Palangka Raya, kmhdi.org – Setiap 1 Mei, ribuan buruh turun ke jalan. Mereka membawa spanduk, pengeras suara, dan harapan yang terus-menerus dibayar dengan janji kosong. Namun di balik gegap gempita orasi dan parade tuntutan, May Day hari ini menyimpan ironi yang memuakkan, ketika pundak buruh digunakan untuk menggendong pundi-pundi uang kotor. Hari Buruh tidak lahir dari panggung dan podium megah. Ia lahir dari darah, keringat, dan pengorbanan kaum pekerja yang menuntut keadilan di Haymarket, Chicago, 1886. Namun kini, semangat itu telah dikemas dalam format seremonial, penuh baliho, sponsor, bahkan booth komersial yang ironisnya berdiri di tengah-tengah aksi protes terhadap sistem kapitalisme.

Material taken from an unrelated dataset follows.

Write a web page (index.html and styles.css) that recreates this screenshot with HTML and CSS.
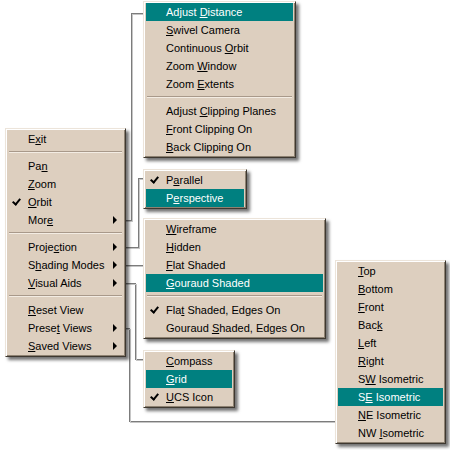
FILE: index.html
```html
<!DOCTYPE html>
<html>
<head>
<meta charset="utf-8">
<link rel="stylesheet" href="styles.css">
</head>
<body>
<div class="canvas">
  <svg class="wires" width="450" height="450" viewBox="0 0 450 450">
    <g class="dark">
      <polyline points="124,220 131,220 131,13 144,13"/>
      <polyline points="124,247 138,247 138,178 144,178"/>
      <polyline points="124,265 144,265"/>
      <polyline points="124,283 135,283 135,359 144,359"/>
      <polyline points="124,328 129,328 129,421 336,421"/>
    </g>
    <g class="light">
      <polyline points="124,221 132,221 132,14 144,14"/>
      <polyline points="124,248 139,248 139,179 144,179"/>
      <polyline points="124,266 144,266"/>
      <polyline points="124,284 136,284 136,360 144,360"/>
      <polyline points="124,329 130,329 130,422 336,422"/>
    </g>
  </svg>

  <div class="menu m-main">
    <div class="item"><span>E<u>x</u>it</span></div>
    <div class="sep"></div>
    <div class="item"><span>Pa<u>n</u></span></div>
    <div class="item"><span><u>Z</u>oom</span></div>
    <div class="item checked"><span><u>O</u>rbit</span></div>
    <div class="item sub"><span>Mor<u>e</u></span></div>
    <div class="sep"></div>
    <div class="item sub"><span>Proje<u>c</u>tion</span></div>
    <div class="item sub"><span>S<u>h</u>ading Modes</span></div>
    <div class="item sub"><span><u>V</u>isual Aids</span></div>
    <div class="sep"></div>
    <div class="item"><span><u>R</u>eset View</span></div>
    <div class="item sub"><span>Prese<u>t</u> Views</span></div>
    <div class="item sub"><span><u>S</u>aved Views</span></div>
  </div>

  <div class="menu m-more">
    <div class="item active"><span>Adjust <u>D</u>istance</span></div>
    <div class="item"><span><u>S</u>wivel Camera</span></div>
    <div class="item"><span>Continuous <u>O</u>rbit</span></div>
    <div class="item"><span>Zoom <u>W</u>indow</span></div>
    <div class="item"><span>Zoom <u>E</u>xtents</span></div>
    <div class="sep"></div>
    <div class="item"><span>Adjust <u>C</u>lipping Planes</span></div>
    <div class="item"><span><u>F</u>ront Clipping On</span></div>
    <div class="item"><span><u>B</u>ack Clipping On</span></div>
  </div>

  <div class="menu m-proj">
    <div class="item checked"><span>P<u>a</u>rallel</span></div>
    <div class="item active"><span>P<u>e</u>rspective</span></div>
  </div>

  <div class="menu m-shade">
    <div class="item"><span><u>W</u>ireframe</span></div>
    <div class="item"><span><u>H</u>idden</span></div>
    <div class="item"><span><u>F</u>lat Shaded</span></div>
    <div class="item active"><span><u>G</u>ouraud Shaded</span></div>
    <div class="sep"></div>
    <div class="item checked"><span>Fla<u>t</u> Shaded, Edges On</span></div>
    <div class="item"><span>Gouraud <u>S</u>haded, Edges On</span></div>
  </div>

  <div class="menu m-aids">
    <div class="item"><span><u>C</u>ompass</span></div>
    <div class="item active"><span><u>G</u>rid</span></div>
    <div class="item checked"><span><u>U</u>CS Icon</span></div>
  </div>

  <div class="menu m-preset">
    <div class="item"><span><u>T</u>op</span></div>
    <div class="item"><span><u>B</u>ottom</span></div>
    <div class="item"><span><u>F</u>ront</span></div>
    <div class="item"><span>Bac<u>k</u></span></div>
    <div class="item"><span><u>L</u>eft</span></div>
    <div class="item"><span><u>R</u>ight</span></div>
    <div class="item"><span>S<u>W</u> Isometric</span></div>
    <div class="item active"><span>S<u>E</u> Isometric</span></div>
    <div class="item"><span><u>N</u>E Isometric</span></div>
    <div class="item"><span>NW <u>I</u>sometric</span></div>
  </div>
</div>
</body>
</html>
```
FILE: styles.css
```css
html, body {
  margin: 0;
  padding: 0;
  background: #ffffff;
}

.canvas {
  position: relative;
  width: 450px;
  height: 450px;
  overflow: hidden;
  font-family: "Liberation Sans", Arial, sans-serif;
  font-size: 11px;
  color: #000;
}

.wires {
  position: absolute;
  left: 0;
  top: 0;
}

.wires polyline {
  fill: none;
  stroke-width: 1;
  shape-rendering: crispEdges;
}

.wires .dark polyline { stroke: #7c7c7c; }
.wires .light polyline { stroke: #c6c6c6; }

.menu {
  position: absolute;
  box-sizing: border-box;
  background: #ddcfbf;
  border: 1px solid;
  border-color: #ece4da #3e3830 #3e3830 #ece4da;
  padding: 1px 2px;
  box-shadow: inset 1px 1px 0 #ffffff, inset -1px -1px 0 #8e8272, 3px 3px 3px rgba(0, 0, 0, 0.55);
}

.m-main   { left: 5px;   top: 128px; width: 121px; }
.m-more   { left: 143px; top: 1px;   width: 153px; }
.m-proj   { left: 143px; top: 169px; width: 104px; }
.m-shade  { left: 143px; top: 218px; width: 183px; }
.m-aids   { left: 143px; top: 350px; width: 92px; }
.m-preset { left: 335px; top: 260px; width: 111px; }

.item {
  position: relative;
  height: 18px;
  line-height: 18px;
  padding-left: 20px;
  white-space: nowrap;
}

.item u {
  text-decoration: underline;
  text-decoration-thickness: 1px;
  text-underline-offset: 1px;
}

.item.active {
  background: #008080;
  color: #ffffff;
}

.item.checked::before {
  content: "";
  position: absolute;
  left: 6px;
  top: 4px;
  width: 3px;
  height: 6px;
  border: solid currentColor;
  border-width: 0 2px 2px 0;
  transform: rotate(40deg);
  transform-origin: center;
}

.item.sub::after {
  content: "";
  position: absolute;
  right: 6px;
  top: 5px;
  border-style: solid;
  border-width: 4px 0 4px 4px;
  border-color: transparent transparent transparent #000;
}

.sep {
  height: 9px;
  position: relative;
}

.sep::before {
  content: "";
  position: absolute;
  left: 1px;
  right: 1px;
  top: 3px;
  height: 1px;
  background: #a8998a;
  border-bottom: 1px solid #f3ece3;
}
```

Alih-alih menjadi momentum perlawanan, May Day hari ini lebih menyerupai panggung politik dadakan. Elite muncul bukan sebagai penyambung suara buruh, tetapi sebagai pemain sandiwara yang sedang menagih elektabilitas. Dengan satu tangan mengangkat tangan buruh, tangan lainnya menyodorkan proposal anggaran kepada sponsor korporat yang selama ini justru menjadi bagian dari penindasan terhadap para pekerja. Di medan aksi, buruh digerakkan oleh amarah dan luka. Di meja belakang, para makelar kebijakan menghitung berapa banyak yang bisa dikantongi dari kerumunan itu. Uang kotor tak hanya berasal dari sumbangan tanpa nama atau transaksi gelap logistik aksi; lebih dalam, ia mengalir dari kooptasi isu buruh untuk kepentingan politik jangka pendek. Ada ormas yang mendadak jadi pembela buruh menjelang pemilu. Ada partai yang menjanjikan UU baru tapi menolak mencabut UU Cipta Kerja. Ada juga pemilik modal yang mendanai aksi buruh tertentu demi menjatuhkan lawan bisnis. Dan buruh, lagi-lagi dijadikan pion.
“Naikkan upah!”, “Cabut Omnibus Law!”, “Berikan jaminan kerja layak!”, seruan itu menggema setiap tahun. Tapi apa yang berubah? Tahun berganti, namun narasi tetap sama, karena perjuangan buruh kini berjalan di tempat. May Day telah kehilangan daya dobraknya, terjebak dalam simbolisme kosong yang dikooptasi berbagai kepentingan. Apakah ini kesalahan buruh? Tidak sepenuhnya. Banyak dari mereka yang benar-benar berjuang dengan tulus. Tapi sistem yang membungkus gerakan buruh hari ini dipenuhi jebakan, dari organisasi boneka yang dikendalikan elite, hingga birokratisasi tuntutan yang ujungnya hanya menjadi formalitas laporan.
Meski begitu, belum semua mati. Di sela kerumunan, masih ada suara-suara yang tak tunduk. Mereka tak punya panggung megah, tapi mereka punya prinsip. Mereka bukan alat partai, bukan anak buah serikat yang dibiayai korporat. Mereka menolak menjadi pundak bagi pundi uang kotor. Gerakan buruh perlu kembali pada akarnya, radikal, jujur, dan tak bisa dibeli. Karena hanya dengan itu, May Day akan kembali menjadi ancaman bagi penindas, bukan sekadar panggung bagi penguasa yang berpura-pura peduli.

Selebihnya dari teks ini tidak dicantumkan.